О том, что произошло потом, лучше всего свидетельствуют очевидцы. Одно из наиболее точных описаний принадлежит перу киевского губернатора Алексея Федоровича Гирса, который из всех свидетелей и мемуаристов ближе всего находился к месту покушения: «Я был на линии 6-го или 7-го ряда, когда меня опередил высокий человек в штатском фраке (около Столыпина не было ни одного киевского охранника (!), а привезенного из Петербурга офицера охраны он отправил вызвать автомобиль. – Авт.). На линии второго ряда он внезапно остановился. В то же время в его протянутой руке блеснул револьвер (на самом деле это был купленный Богровым в 1908 году в Берлине пистолет «Браунинг № 1», разрешение на который он имел от охранного отделения и, следовательно, Кулябко знал о том, что у «Аленского» есть оружие. – Авт.), и я услышал два коротких сухих выстрела, последовавших один за другим (непонятно, почему Богров стрелял только два раза.
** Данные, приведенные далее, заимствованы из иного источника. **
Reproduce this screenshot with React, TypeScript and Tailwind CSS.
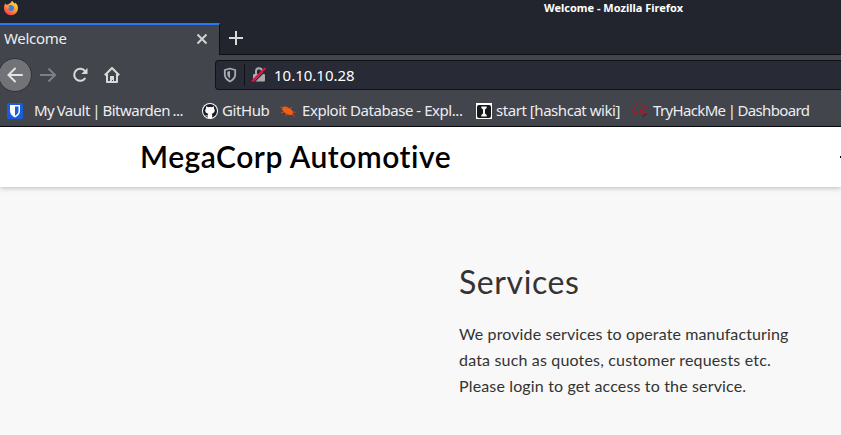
import React from "react";

function FirefoxLogo() {
  return (
    <svg width="16" height="16" viewBox="0 0 16 16">
      <defs>
        <linearGradient id="fx" x1="0.8" y1="0" x2="0.2" y2="1">
          <stop offset="0" stopColor="#ffe14a" />
          <stop offset="0.5" stopColor="#ff9a2e" />
          <stop offset="1" stopColor="#f5304f" />
        </linearGradient>
      </defs>
      <path d="M2.2 3.4l1 1.2 1.6.1C6 3.300 8 3 8.200 2.200L8.900.9c1.300.6 2 1.700 2.300 2.700l1.300-.5c1.600 1.300 2.500 3.200 2.500 5.100A7 7 0 0 1 1 8.300C1 6.300 1.500 4.900 2.200 3.400z" fill="url(#fx)" />
      <path d="M6 5.500l1.600-.4 2 .4 1.500 1.700-.2 2.300-1.800 1.500-2.500-.3-1.700-1.900 2.300-.8-1.700-1.100z" fill="#3f7be0" />
    </svg>
  );
}

function Bookmark({ width, gap, icon, label, spacing }: { width: string; gap: string; icon: React.ReactNode; label: string; spacing: string }) {
  return (
    <div className={`flex h-full shrink-0 items-center ${width} ${gap}`}>
      {icon}
      <span className={`whitespace-nowrap pb-[2px] ${spacing}`}>{label}</span>
    </div>
  );
}

const bitwarden = (
  <svg className="shrink-0" width="16" height="16" viewBox="0 0 16 16">
    <rect width="16" height="16" rx="1.5" fill="#175ddc" />
    <path d="M3 2h10v6c0 3-2 5-5 6.500C5 13 3 11 3 8z" fill="#fff" />
    <path d="M8 3.500h3.500V8c0 2-1.300 3.500-3.500 4.700z" fill="#175ddc" />
  </svg>
);
const github = (
  <svg className="shrink-0" width="16" height="16" viewBox="0 0 16 16">
    <circle cx="8" cy="8" r="8" fill="#fff" />
    <circle cx="8" cy="8" r="7" fill="#1c1d21" />
    <path d="M4.200 3.200l2 1c1.200-.3 2.400-.3 3.600 0l2-1c.3.800.3 1.500.1 2.100 1.800 2.300.6 5-2.300 5.400.5.500.6 1 .6 1.600v3H5.800v-2c-1.600.3-2.200-.5-2.700-1.500.8.100 1 .9 2.700.7 0-.7.200-1.300.6-1.700C3.500 10.400 2.300 7.600 4.100 5.300c-.2-.7-.2-1.400.1-2.100z" fill="#fff" />
  </svg>
);
const exploit = (
  <svg className="shrink-0" width="16" height="16" viewBox="0 0 16 16">
    <path d="M2.500 4.500c1.500-1.800 4-1.200 6 .3l2.900 2c1.900 1.300 2.300 4.200.3 4.900-2.200.7-4.800-.1-6.700-1.900C3 8.200 1.200 6.300 2.500 4.500z" fill="#f15f16" />
    <path d="M3 5L.5 4M4 9l-3 .8M7 11l-1.500 2M10 6l2-2M12 9l3.500.3M12 11l2.500 2.500" stroke="#c7511f" strokeWidth="1" fill="none" />
  </svg>
);
const hashcat = (
  <svg className="shrink-0" width="16" height="16" viewBox="0 0 16 16">
    <rect width="16" height="16" fill="#fff" />
    <rect x="1" y="2" width="14" height="13" rx="2" fill="#161819" />
    <path d="M5.300 3.500h5.400V5L9 6.500v4l1.700 1.500v1.500H5.300V12L7 10.500v-4L5.300 5z" fill="#f6f6f6" />
  </svg>
);
const tryhackme = (
  <svg className="shrink-0" width="16" height="16" viewBox="0 0 16 16" fill="none" stroke="#bd1320" strokeWidth="1">
    <path d="M5.500 9.500H3C.1 9.500-.1 5.600 3 5 3.200 2 5 .5 7.300.5c2 0 3.600 1.300 4 3 2.500-.3 4 1.500 3.500 3.500" />
    <path d="M7.500 7.500H11M9 9.500h5.500" stroke="#a5192a" />
    <path d="M8.500 11.500h2M9 14.500h2.500M13 14.500h2.500" stroke="#8d2732" />
    <path d="M12 11.500h3M10 13h3" stroke="#2b2f38" />
  </svg>
);

export default function App() {
  return (
    <div className="flex h-[435px] w-[841px] flex-col overflow-hidden bg-[#f8f8f8] font-['Noto_Sans',sans-serif] text-[#ededf0]">
      <header className="h-[23px] shrink-0 bg-[#23252e]">
        <div className="flex h-4 items-center">
          <div className="ml-[3px] w-[541px]"><FirefoxLogo /></div>
          <h1 className="whitespace-nowrap text-[11px] font-bold leading-4 text-white">Welcome - Mozilla Firefox</h1>
        </div>
      </header>

      <div className="flex h-8 shrink-0 bg-[#23252e]">
        <div className="flex w-[220px] items-center border-r border-t-2 border-r-[#101116] border-t-[#2878f5] bg-[#42454c] pb-[2px] pl-1">
          <span className="w-[192px] pb-[2px] text-[15px] leading-5 tracking-[-0.3px]">Welcome</span>
          <svg width="12" height="12" viewBox="0 0 12 12" stroke="#d3d3d1" strokeWidth="2"><path d="M1.500 1.500l9 9M10.500 1.500l-9 9" /></svg>
        </div>
        <div className="flex flex-1 items-center border-b border-[#101116] pb-px pl-[9px]">
          <svg width="14" height="14" viewBox="0 0 14 14" stroke="#d9dadb" strokeWidth="2"><path d="M7 0v14M0 7h14" /></svg>
        </div>
      </div>

      <nav className="flex h-[41px] shrink-0 items-center bg-[#42454c] pb-px">
        <div className="-ml-[2px] flex size-[34px] shrink-0 items-center justify-center rounded-full border border-[#303239] bg-[#717376]">
          <svg width="18" height="16" viewBox="0 0 18 16" fill="none" stroke="#e4e4e2" strokeWidth="2"><path d="M9 1.500L2.500 8 9 14.500M2.500 8H16" strokeLinecap="round" /></svg>
        </div>
        <svg className="ml-2 shrink-0" width="16" height="16" viewBox="0 0 16 16" fill="none" stroke="#7d7f82" strokeWidth="2"><path d="M8.500 1.500L15 8l-6.500 6.500M15 8H0" /></svg>
        <svg className="ml-4 shrink-0" width="16" height="16" viewBox="0 0 16 16" fill="none" stroke="#d9dad7" strokeWidth="2"><path d="M13 4.200A6 6 0 1 0 13.300 11" /><path d="M15.500 1v6H9.300z" fill="#d9dad7" stroke="none" /></svg>
        <svg className="ml-4 shrink-0" width="16" height="16" viewBox="0 0 16 16" fill="none" stroke="#d9dad7" strokeWidth="2"><path d="M.8 8.200L8 1l7.200 7.200M3 7v8h10V7" strokeLinejoin="round" /><path d="M6 15V9h4v6H9v-2H8v2z" fill="#d9dad7" stroke="none" /></svg>
        <div className="ml-[95px] flex h-[30px] flex-1 items-center rounded-l border border-r-0 border-[#101116] bg-[#282a35] pl-[6px]">
          <svg width="16" height="16" viewBox="0 0 16 16" fill="none" stroke="#aaabad" strokeWidth="1.800"><path d="M8 1.500L13.200 3v4.300c0 3.500-2 5.600-5.200 7.200-3.200-1.600-5.200-3.700-5.200-7.200V3z" strokeLinejoin="round" /><path d="M8 4v7.500C6.300 10.400 5.300 9 5.300 7V4.800z" fill="#aaabad" stroke="none" /></svg>
          <span className="ml-[6px] h-[22px] w-px bg-[#101116]" />
          <svg className="ml-[6px]" width="16" height="16" viewBox="0 0 16 16" fill="none"><path d="M5 7V4.300a3 3 0 0 1 6 0V7" stroke="#aaabad" strokeWidth="2" /><rect x="2" y="7" width="12" height="7.500" rx="1" fill="#aaabad" /><path d="M2.500 15.500L15.500 2.500" stroke="#282a35" strokeWidth="1.500" /><path d="M1 14.500L14.500 1" stroke="#f0083f" strokeWidth="2" /></svg>
          <span className="ml-[7px] text-[15px] leading-5 text-white">10.10.10.28</span>
        </div>
      </nav>

      <div className="flex h-[31px] shrink-0 items-center border-b border-[#08090d] bg-[#42454c] pl-[7px] text-[15px] leading-5">
        <Bookmark width="w-[195px]" gap="gap-[11px]" icon={bitwarden} label="My Vault | Bitwarden ..." spacing="tracking-[-0.5px] [word-spacing:-1px]" />
        <Bookmark width="w-[78px]" gap="gap-1" icon={github} label="GitHub" spacing="tracking-[-0.4px]" />
        <Bookmark width="w-[196px]" gap="gap-[6px]" icon={exploit} label="Exploit Database - Expl..." spacing="tracking-[-0.45px]" />
        <Bookmark width="w-[156px]" gap="gap-1" icon={hashcat} label="start [hashcat wiki]" spacing="tracking-[-0.45px]" />
        <Bookmark width="w-[180px]" gap="gap-[5px]" icon={tryhackme} label="TryHackMe | Dashboard" spacing="tracking-[-0.65px] [word-spacing:-1px]" />
      </div>

      <main className="flex-1 bg-[#f8f8f8] font-['Lato','Noto_Sans',sans-serif]">
        <div className="flex h-[60px] justify-between bg-white pl-[140px] shadow-[0_1px_5px_rgba(0,0,0,0.25)]">
          <h2 className="pt-[9px] text-[30px] font-semibold leading-10 tracking-[0.5px] text-black">MegaCorp Automotive</h2>
          <span className="mt-[29px] h-[2px] w-px bg-black" />
        </div>
        <section className="ml-[459px] pt-[75px] text-[#333]">
          <h3 className="whitespace-nowrap text-[32px] leading-10 tracking-[0.6px]">Services</h3>
          <div className="mt-[19px] whitespace-nowrap text-base leading-[26px]">
            <p className="tracking-[0.12px]">We provide services to operate manufacturing</p>
            <p className="tracking-[0.17px]">data such as quotes, customer requests etc.</p>
            <p className="tracking-[0.15px]">Please login to get access to the service.</p>
          </div>
        </section>
      </main>
    </div>
  );
}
В условиях общей растерянности он смог бы произвести еще несколько выстрелов и быть уверенным в достигнутом результате. Также надо отметить, что стрелком он был плохим, о чем свидетельствуют результаты попаданий с расстояния в два шага. – Авт.). В театре громко говорили, и выстрел слышали немногие, но когда в зале раздались крики, все взоры устремились на П. А. Столыпина и на несколько секунд все замолкло. П. А. как будто не сразу понял, что случилось. Он наклонил голову и посмотрел на свой белый сюртук, который с правой стороны, под грудной клеткой, уже заливался кровью. Медленными и уверенными движениями он положил на барьер фуражку и перчатки, расстегнул сюртук и, увидя жилет, густо пропитанный кровью, махнул рукой, как будто желая сказать: «Все кончено!» Затем он грузно опустился в кресло и ясно и отчетливо, голосом, слышным всем, кто находился недалеко от него, произнес: «Счастлив умереть за Царя». Увидя Государя, вышедшего в ложу и ставшего впереди, он поднял руки и стал делать знаки, чтобы Государь отошел. Но Государь не двигался и продолжал на том же месте стоять, и Петр Аркадьевич, на виду у всех, благословил его широким крестом».